St. Pauls Church was originally a small chapel built by a Portugese Captain called Duarto Coelho in 1521 A.D and was handed over to the “Society of Jesus” in 1548 and enlarged in 1556. When Dutch took over Melaka from Portuguese, they changed the name to St. Paul’s Church. Later, St. Paul’s Church lost its tower when the British took over and added a lighthouse in front.

Old tombstones found inside the ruins bear silent testimony to the final resting place of several Dutch and Portuguese nationals.

Statue of St. Francis Xavier was built in 1952 to commemorate his passing and internment at this place.

The Melaka River or Sungai Malacca can be seen as the beginning of Melaka history, when it was called ‘Venice of the East’ by the Europeans who traveled to it.  Its historical importance also lies in the fact that, during the 15th century, the Prince Parameswara of Sumatra created his Sultanate at the entrance to this river.

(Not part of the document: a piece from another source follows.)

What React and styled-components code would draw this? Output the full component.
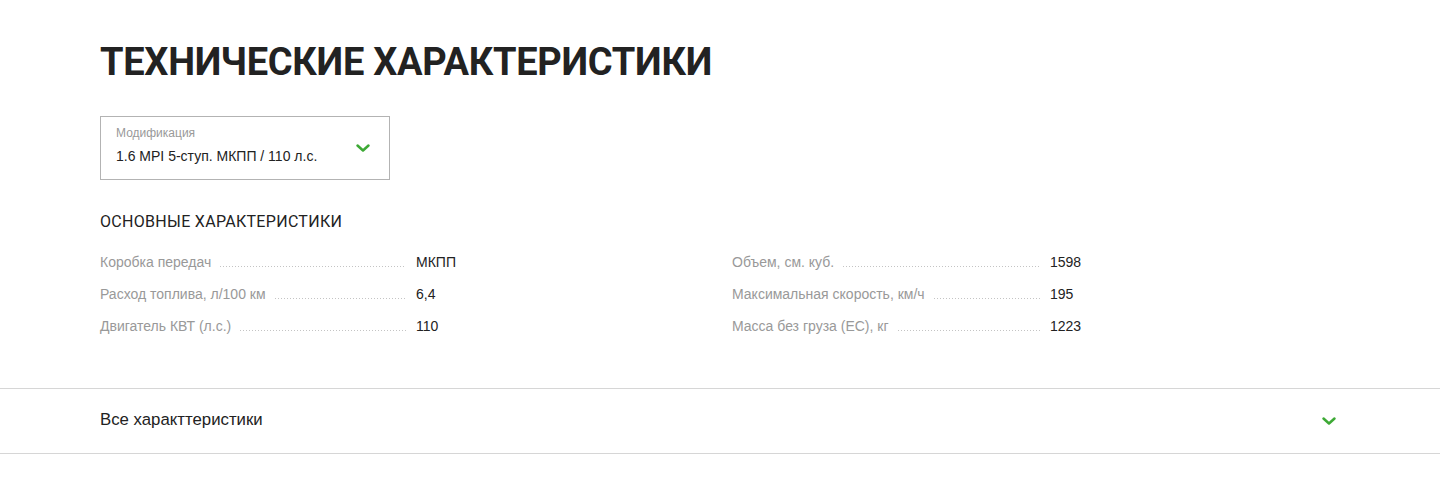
import React from "react";
import styled, { createGlobalStyle } from "styled-components";

const GlobalStyle = createGlobalStyle`
  body {
    margin: 0;
    padding: 0;
    background: #ffffff;
    font-family: "Liberation Sans", Arial, sans-serif;
    color: #222222;
  }
`;

const Page = styled.div`
  padding-top: 40px;
`;

const Container = styled.div`
  padding: 0 100px;
`;

const Title = styled.h1`
  margin: 0;
  font-family: Roboto, "Noto Sans", sans-serif;
  font-weight: 700;
  font-size: 38px;
  line-height: 44px;
  letter-spacing: -0.28px;
  color: #222222;
`;

const Select = styled.div`
  margin-top: 32px;
  width: 290px;
  height: 64px;
  box-sizing: border-box;
  border: 1px solid #b3b3b3;
  padding: 9px 15px 0 15px;
  display: flex;
  align-items: center;
  justify-content: space-between;
`;

const SelectText = styled.div`
  display: flex;
  flex-direction: column;
  gap: 7px;
  align-self: flex-start;
`;

const SelectLabel = styled.span`
  font-size: 12px;
  line-height: 14px;
  color: #999999;
`;

const SelectValue = styled.span`
  font-size: 14px;
  line-height: 18px;
  color: #222222;
`;

const Chevron = ({ size = 16 }) => (
  <svg width={size} height={size} viewBox="0 0 16 16" fill="none">
    <path
      d="M2.5 5.5 L8 10.5 L13.5 5.5"
      stroke="#3da935"
      strokeWidth="2.5"
      strokeLinecap="round"
      strokeLinejoin="round"
    />
  </svg>
);

const ChevronWrap = styled.span`
  display: flex;
  margin-right: ${(p) => p.$right || 0}px;
  margin-top: ${(p) => p.$top || 0}px;
`;

const SectionTitle = styled.h2`
  margin: 32px 0 0 0;
  font-family: Roboto, "Noto Sans", sans-serif;
  font-weight: 400;
  font-size: 16px;
  line-height: 20px;
  letter-spacing: 0.3px;
  color: #222222;
`;

const SpecGrid = styled.div`
  margin-top: 14px;
  display: grid;
  grid-template-columns: 632px 1fr;
`;

const SpecColumn = styled.div`
  display: flex;
  flex-direction: column;
`;

const SpecRow = styled.div`
  display: grid;
  grid-template-columns: ${(p) => p.$labelWidth}px 1fr;
  column-gap: 10px;
  height: 32px;
  align-items: center;
  font-size: 14px;
`;

const SpecLabel = styled.div`
  display: flex;
  align-items: baseline;
  color: #999999;
  white-space: nowrap;
`;

const Dots = styled.span`
  flex: 1;
  margin-left: 9px;
  height: 1px;
  background-image: linear-gradient(to right, #c4c4c4 1px, transparent 1px);
  background-size: 3px 1px;
  background-repeat: repeat-x;
`;

const SpecValue = styled.div`
  color: #222222;
`;

const Accordion = styled.div`
  margin-top: 46px;
  border-top: 1px solid #d6d6d6;
  border-bottom: 1px solid #d6d6d6;
`;

const AccordionHead = styled.div`
  height: 64px;
  padding: 0 100px;
  display: flex;
  align-items: center;
  justify-content: space-between;
  font-size: 16.8px;
  color: #222222;
`;

const AccordionLabel = styled.span`
  margin-top: -2px;
`;

const left = [
  ["Коробка передач", "МКПП"],
  ["Расход топлива, л/100 км", "6,4"],
  ["Двигатель КВТ (л.с.)", "110"],
];

const right = [
  ["Объем, см. куб.", "1598"],
  ["Максимальная скорость, км/ч", "195"],
  ["Масса без груза (ЕС), кг", "1223"],
];

const Column = ({ rows, labelWidth }) => (
  <SpecColumn>
    {rows.map(([label, value]) => (
      <SpecRow key={label} $labelWidth={labelWidth}>
        <SpecLabel>
          {label}
          <Dots />
        </SpecLabel>
        <SpecValue>{value}</SpecValue>
      </SpecRow>
    ))}
  </SpecColumn>
);

export default function App() {
  return (
    <>
      <GlobalStyle />
      <Page>
        <Container>
          <Title>ТЕХНИЧЕСКИЕ ХАРАКТЕРИСТИКИ</Title>
          <Select>
            <SelectText>
              <SelectLabel>Модификация</SelectLabel>
              <SelectValue>1.6 MPI 5-ступ. МКПП / 110 л.с.</SelectValue>
            </SelectText>
            <ChevronWrap $right={3} $top={-9}>
              <Chevron />
            </ChevronWrap>
          </Select>
          <SectionTitle>ОСНОВНЫЕ ХАРАКТЕРИСТИКИ</SectionTitle>
          <SpecGrid>
            <Column rows={left} labelWidth={306} />
            <Column rows={right} labelWidth={308} />
          </SpecGrid>
        </Container>
        <Accordion>
          <AccordionHead>
            <AccordionLabel>Все характтеристики</AccordionLabel>
            <ChevronWrap $right={3}>
              <Chevron />
            </ChevronWrap>
          </AccordionHead>
        </Accordion>
      </Page>
    </>
  );
}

The river has a very beautiful and colorful lighting at night which you don’t want to miss out like me, I have forgotten to bring my camera that night. 🙁

Christ Church Melaka. Exhibiting the true Dutch architecture, this Church was built in 1753.  The main attraction is the jointless ceiling, a brass Bible, tombstones written in Armenian, and the ‘Last Supper’ in glazed tiles. This is one of the main attractions in Melaka where most trishaws are waiting to pickup tourists.

The trishaw is waiting in a row for business with hi-fi and speaker blasting out the latest music to attract customers.

Clock Tower in the Middle of the Dutch Square, It was donated by a millionaire in 1886 with a clock imported from England. After a while, the clock died out like colonialism and was replaced by a Seiko in 1982.

The Queen Victoria fountain which was located near to the clock tower. The fountain is funded by local Chineses to celebrate the Queen Victoria, England who was then crowned as Queen Anniversary

The Portuguese Square is a central to the Portuguese community of Melaka.  The residents there are mostly the modern descendants of past Melakan colonists who settled and blended with the locale community during the last 400 years.  This square is also known as ‘Mini Lisbon’ for its location within this Portuguese settlement.

The seaside which can be seen from Portuguese Square is very nice, peaceful and clean.

There is also a nice restaurant which serves traditional Portuguese food which I will be covering on my next post.

Overall, Melaka is a great place which is famous for its historical and legendary stories. However, my advice is it is best to visit during off-peak seasons like during weekdays or non-public holiday as it gets very crowded from food and accommodation to parking and toileting. You need to have the patience to queue up for basically everything.

11 thoughts on “Melaka Travel Guide @ Places To Be Visited”

  1. Sometimes visiting a place like Melaka during peak season is FUN, I enjoyed the bustling atmosphere and the crowd whenever I bring my family out. I agree not so FUn when queuing for foods & tickets.

  2. Dear Steven, was just wondering if you could email me on the Portuguese Restaurant that you’ve mentioned briefly in this blog entry? :):):) – or better still if you could write a review about it 🙂
    Thanks a lot!

  3. Pingback:   Melaka Travel Guide @ Recommended Food In Town — Steven Goh’s Penang Food, Budget Travel and Unique Lifestyle

  4. Great post on Melaka! Jonker street is definitely by far one of the first places to visit in Melaka. It is also great during the evenings during the weekends, as it is transformed into a huge street market!